§ DIRECTIONS
Please copy out exactly, and only, the lines between the line with "Write a component" and the line with "ListChecks, Settings, Users", both included. Pictures are to be omitted.

§ Front-end source files
>>>
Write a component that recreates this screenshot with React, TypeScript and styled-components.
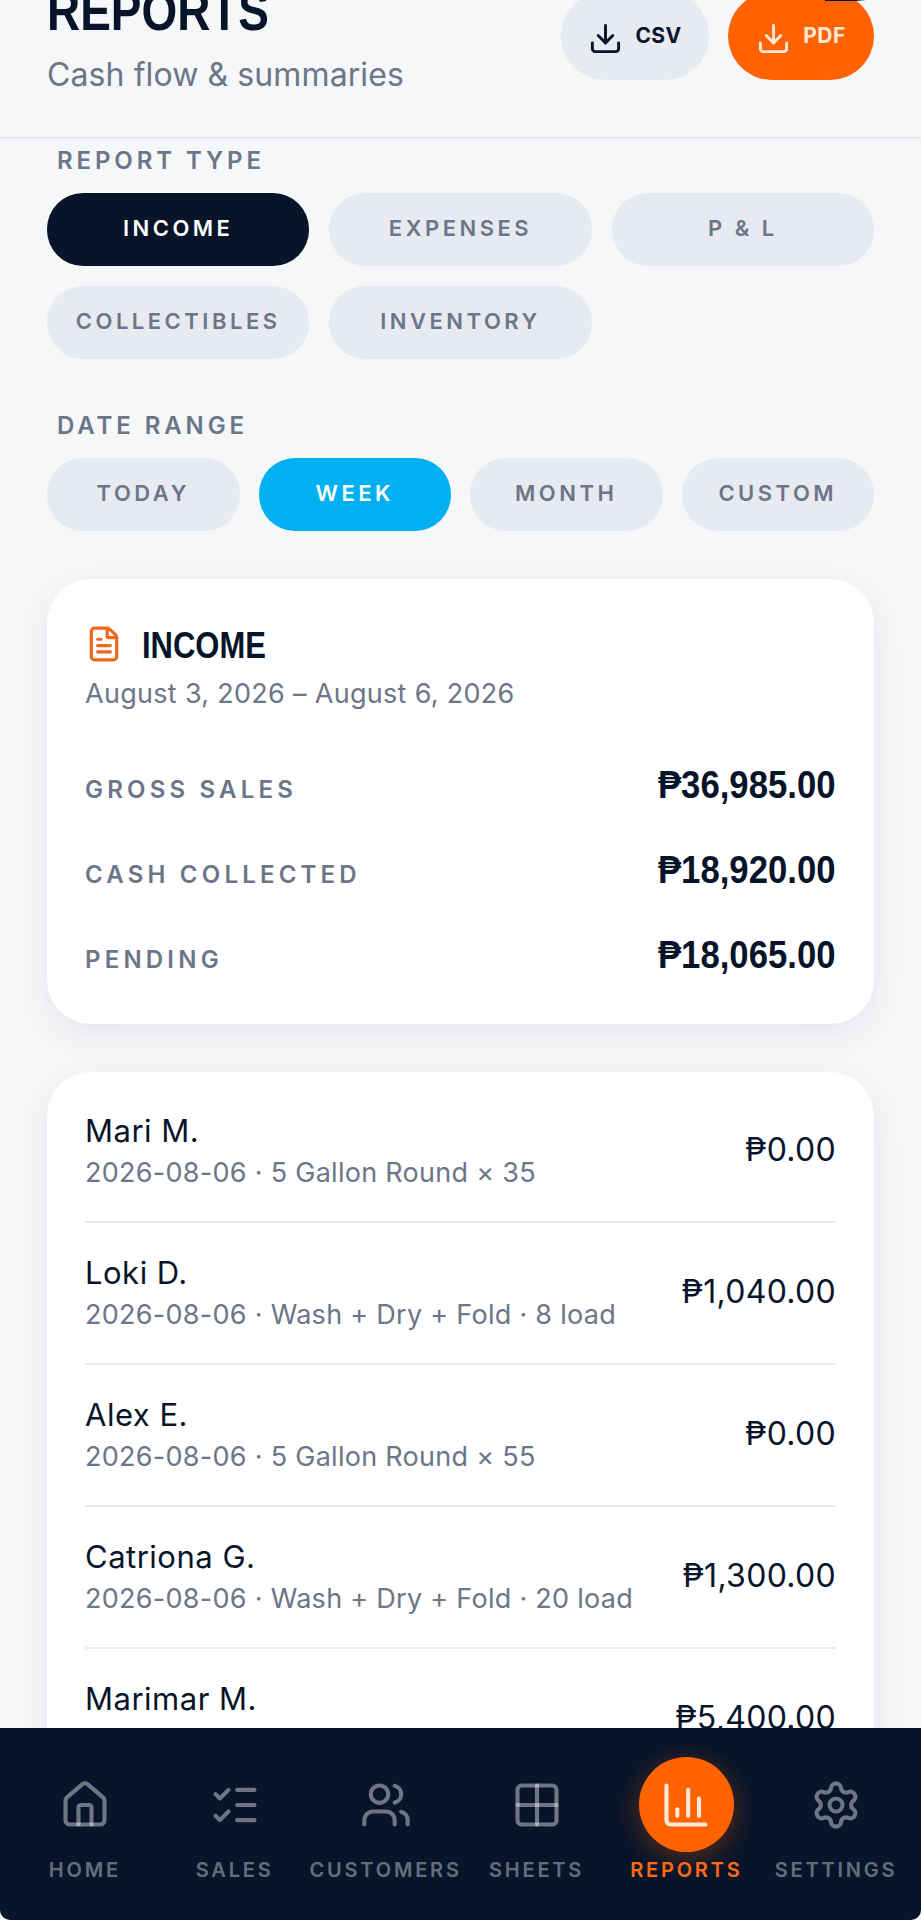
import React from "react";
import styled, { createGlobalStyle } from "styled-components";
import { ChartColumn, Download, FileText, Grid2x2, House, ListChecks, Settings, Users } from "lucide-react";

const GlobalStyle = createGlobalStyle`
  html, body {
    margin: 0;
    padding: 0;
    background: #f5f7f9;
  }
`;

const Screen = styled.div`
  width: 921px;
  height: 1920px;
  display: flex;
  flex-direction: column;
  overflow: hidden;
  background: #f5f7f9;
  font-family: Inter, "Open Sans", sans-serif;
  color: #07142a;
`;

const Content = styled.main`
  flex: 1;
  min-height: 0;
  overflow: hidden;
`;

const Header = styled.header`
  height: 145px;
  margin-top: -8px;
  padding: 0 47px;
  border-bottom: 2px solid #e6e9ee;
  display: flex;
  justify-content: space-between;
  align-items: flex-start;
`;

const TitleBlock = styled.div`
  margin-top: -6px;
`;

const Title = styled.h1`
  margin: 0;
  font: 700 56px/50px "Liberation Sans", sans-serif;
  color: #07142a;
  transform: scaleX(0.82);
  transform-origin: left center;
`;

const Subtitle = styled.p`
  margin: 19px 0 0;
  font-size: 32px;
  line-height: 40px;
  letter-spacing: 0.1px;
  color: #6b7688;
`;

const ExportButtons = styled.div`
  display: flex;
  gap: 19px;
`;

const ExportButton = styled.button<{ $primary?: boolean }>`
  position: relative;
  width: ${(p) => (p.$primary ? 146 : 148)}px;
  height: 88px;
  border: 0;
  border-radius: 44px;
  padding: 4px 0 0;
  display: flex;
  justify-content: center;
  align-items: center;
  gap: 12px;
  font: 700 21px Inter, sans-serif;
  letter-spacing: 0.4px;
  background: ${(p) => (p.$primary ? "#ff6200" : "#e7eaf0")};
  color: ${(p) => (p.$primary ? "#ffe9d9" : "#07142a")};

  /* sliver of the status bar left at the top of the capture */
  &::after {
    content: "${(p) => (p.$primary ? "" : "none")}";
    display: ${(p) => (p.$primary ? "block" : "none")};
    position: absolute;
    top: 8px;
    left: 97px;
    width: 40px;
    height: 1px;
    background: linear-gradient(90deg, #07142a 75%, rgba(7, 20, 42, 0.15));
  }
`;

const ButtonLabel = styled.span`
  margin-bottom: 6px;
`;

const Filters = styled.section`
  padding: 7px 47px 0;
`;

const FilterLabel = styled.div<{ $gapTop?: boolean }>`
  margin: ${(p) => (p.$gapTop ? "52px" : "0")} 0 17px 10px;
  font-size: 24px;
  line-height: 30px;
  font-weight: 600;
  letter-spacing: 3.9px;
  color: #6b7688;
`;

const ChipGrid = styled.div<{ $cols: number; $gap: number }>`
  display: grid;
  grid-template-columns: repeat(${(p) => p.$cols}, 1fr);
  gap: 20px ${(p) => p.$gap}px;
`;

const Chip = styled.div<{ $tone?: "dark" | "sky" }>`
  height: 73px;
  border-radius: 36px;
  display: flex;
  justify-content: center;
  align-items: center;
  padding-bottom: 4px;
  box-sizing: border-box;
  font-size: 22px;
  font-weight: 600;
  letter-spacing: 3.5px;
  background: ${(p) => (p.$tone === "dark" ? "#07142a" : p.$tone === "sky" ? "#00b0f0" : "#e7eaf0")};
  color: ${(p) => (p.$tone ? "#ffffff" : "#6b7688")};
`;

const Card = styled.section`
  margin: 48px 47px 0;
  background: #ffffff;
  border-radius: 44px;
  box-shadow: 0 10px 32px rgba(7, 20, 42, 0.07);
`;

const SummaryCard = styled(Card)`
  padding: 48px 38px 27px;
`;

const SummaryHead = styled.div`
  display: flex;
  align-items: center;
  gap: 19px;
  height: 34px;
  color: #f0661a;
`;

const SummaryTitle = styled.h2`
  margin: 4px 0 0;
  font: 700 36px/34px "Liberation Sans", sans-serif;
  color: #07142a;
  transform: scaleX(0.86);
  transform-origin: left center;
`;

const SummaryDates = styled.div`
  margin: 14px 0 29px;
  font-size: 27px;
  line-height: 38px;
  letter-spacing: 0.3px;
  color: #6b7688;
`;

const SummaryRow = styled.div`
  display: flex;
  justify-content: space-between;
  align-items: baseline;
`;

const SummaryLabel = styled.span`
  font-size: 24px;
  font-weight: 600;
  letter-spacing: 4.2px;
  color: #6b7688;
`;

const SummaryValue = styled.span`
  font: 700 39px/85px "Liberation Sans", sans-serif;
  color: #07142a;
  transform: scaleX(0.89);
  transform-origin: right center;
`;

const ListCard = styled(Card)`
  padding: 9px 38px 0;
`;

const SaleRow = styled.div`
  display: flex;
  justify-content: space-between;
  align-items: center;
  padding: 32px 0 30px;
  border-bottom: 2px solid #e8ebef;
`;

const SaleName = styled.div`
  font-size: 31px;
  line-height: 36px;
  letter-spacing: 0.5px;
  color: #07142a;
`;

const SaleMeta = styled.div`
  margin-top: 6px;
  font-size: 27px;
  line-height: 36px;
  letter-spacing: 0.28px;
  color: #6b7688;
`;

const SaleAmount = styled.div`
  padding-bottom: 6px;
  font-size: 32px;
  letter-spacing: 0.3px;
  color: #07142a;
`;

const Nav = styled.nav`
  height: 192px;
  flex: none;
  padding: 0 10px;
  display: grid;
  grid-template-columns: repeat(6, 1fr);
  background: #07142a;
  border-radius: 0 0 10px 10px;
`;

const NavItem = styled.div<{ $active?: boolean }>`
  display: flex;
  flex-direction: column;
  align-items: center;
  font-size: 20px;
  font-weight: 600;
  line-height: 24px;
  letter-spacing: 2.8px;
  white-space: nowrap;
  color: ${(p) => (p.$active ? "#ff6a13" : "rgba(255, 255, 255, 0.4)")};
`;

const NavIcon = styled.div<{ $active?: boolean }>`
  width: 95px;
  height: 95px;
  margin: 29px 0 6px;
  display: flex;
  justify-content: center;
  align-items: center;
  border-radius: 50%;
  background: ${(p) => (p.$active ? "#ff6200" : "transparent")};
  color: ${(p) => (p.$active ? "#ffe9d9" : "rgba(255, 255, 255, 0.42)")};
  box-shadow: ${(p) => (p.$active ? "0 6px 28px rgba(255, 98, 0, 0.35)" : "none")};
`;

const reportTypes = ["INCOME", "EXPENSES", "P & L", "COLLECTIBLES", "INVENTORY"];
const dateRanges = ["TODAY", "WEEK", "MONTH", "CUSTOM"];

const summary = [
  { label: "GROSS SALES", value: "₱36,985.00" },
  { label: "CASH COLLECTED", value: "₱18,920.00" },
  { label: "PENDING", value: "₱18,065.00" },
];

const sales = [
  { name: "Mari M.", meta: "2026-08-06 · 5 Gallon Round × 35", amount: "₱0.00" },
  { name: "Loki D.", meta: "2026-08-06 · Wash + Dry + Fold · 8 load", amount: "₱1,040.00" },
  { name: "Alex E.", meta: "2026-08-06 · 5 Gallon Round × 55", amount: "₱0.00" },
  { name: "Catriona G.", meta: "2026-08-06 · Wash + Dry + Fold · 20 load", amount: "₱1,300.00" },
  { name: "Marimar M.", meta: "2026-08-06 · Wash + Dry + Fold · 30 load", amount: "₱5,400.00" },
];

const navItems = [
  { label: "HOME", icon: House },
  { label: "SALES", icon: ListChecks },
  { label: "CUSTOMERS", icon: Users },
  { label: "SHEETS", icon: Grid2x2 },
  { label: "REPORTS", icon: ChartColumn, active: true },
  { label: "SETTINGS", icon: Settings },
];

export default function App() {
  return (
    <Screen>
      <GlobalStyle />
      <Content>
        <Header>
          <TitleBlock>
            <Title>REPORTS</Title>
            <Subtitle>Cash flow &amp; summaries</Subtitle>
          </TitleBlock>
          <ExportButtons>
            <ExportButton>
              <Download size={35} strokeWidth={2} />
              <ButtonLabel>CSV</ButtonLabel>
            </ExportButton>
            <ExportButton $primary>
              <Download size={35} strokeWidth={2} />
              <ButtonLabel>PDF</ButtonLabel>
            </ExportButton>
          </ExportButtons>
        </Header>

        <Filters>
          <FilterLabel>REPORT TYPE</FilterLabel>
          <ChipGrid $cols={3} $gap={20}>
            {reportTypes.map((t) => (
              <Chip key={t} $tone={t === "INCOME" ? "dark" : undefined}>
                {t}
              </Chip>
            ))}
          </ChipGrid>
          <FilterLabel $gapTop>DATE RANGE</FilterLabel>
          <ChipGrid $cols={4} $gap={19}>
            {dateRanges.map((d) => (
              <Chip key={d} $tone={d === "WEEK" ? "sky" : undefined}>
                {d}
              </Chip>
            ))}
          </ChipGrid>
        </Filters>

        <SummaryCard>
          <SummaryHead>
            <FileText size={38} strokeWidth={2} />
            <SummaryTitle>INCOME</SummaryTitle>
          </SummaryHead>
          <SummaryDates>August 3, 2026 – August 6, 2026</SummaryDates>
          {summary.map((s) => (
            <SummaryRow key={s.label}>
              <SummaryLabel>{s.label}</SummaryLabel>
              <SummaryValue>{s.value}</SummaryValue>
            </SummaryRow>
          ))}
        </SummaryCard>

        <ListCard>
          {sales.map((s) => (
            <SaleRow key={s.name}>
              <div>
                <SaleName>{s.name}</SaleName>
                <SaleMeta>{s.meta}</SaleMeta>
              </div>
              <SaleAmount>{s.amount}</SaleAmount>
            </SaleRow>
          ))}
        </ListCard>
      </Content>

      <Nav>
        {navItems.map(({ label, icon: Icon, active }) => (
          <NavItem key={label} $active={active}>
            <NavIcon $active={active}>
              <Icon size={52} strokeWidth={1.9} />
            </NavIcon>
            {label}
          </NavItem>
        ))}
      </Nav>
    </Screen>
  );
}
<<<
>>>
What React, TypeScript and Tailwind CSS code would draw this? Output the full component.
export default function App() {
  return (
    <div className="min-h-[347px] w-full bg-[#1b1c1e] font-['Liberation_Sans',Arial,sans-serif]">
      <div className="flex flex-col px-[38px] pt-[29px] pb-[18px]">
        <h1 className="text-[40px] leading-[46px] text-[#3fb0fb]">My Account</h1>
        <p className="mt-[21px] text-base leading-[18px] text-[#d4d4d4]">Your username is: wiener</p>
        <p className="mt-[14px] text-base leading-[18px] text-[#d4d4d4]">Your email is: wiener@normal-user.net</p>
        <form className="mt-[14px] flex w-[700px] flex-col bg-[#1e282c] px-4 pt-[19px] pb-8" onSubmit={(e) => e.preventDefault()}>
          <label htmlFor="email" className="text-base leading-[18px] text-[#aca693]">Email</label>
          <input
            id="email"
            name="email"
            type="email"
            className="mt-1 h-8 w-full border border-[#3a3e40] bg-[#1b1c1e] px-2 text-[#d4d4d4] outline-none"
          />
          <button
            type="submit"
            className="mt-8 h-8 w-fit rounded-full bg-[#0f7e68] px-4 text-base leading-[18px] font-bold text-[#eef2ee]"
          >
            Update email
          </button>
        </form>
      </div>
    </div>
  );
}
<<<
§ SOLUTION
Write a component that recreates this screenshot with React, TypeScript and styled-components.
import React from "react";
import styled, { createGlobalStyle } from "styled-components";
import { ChartColumn, Download, FileText, Grid2x2, House, ListChecks, Settings, Users } from "lucide-react";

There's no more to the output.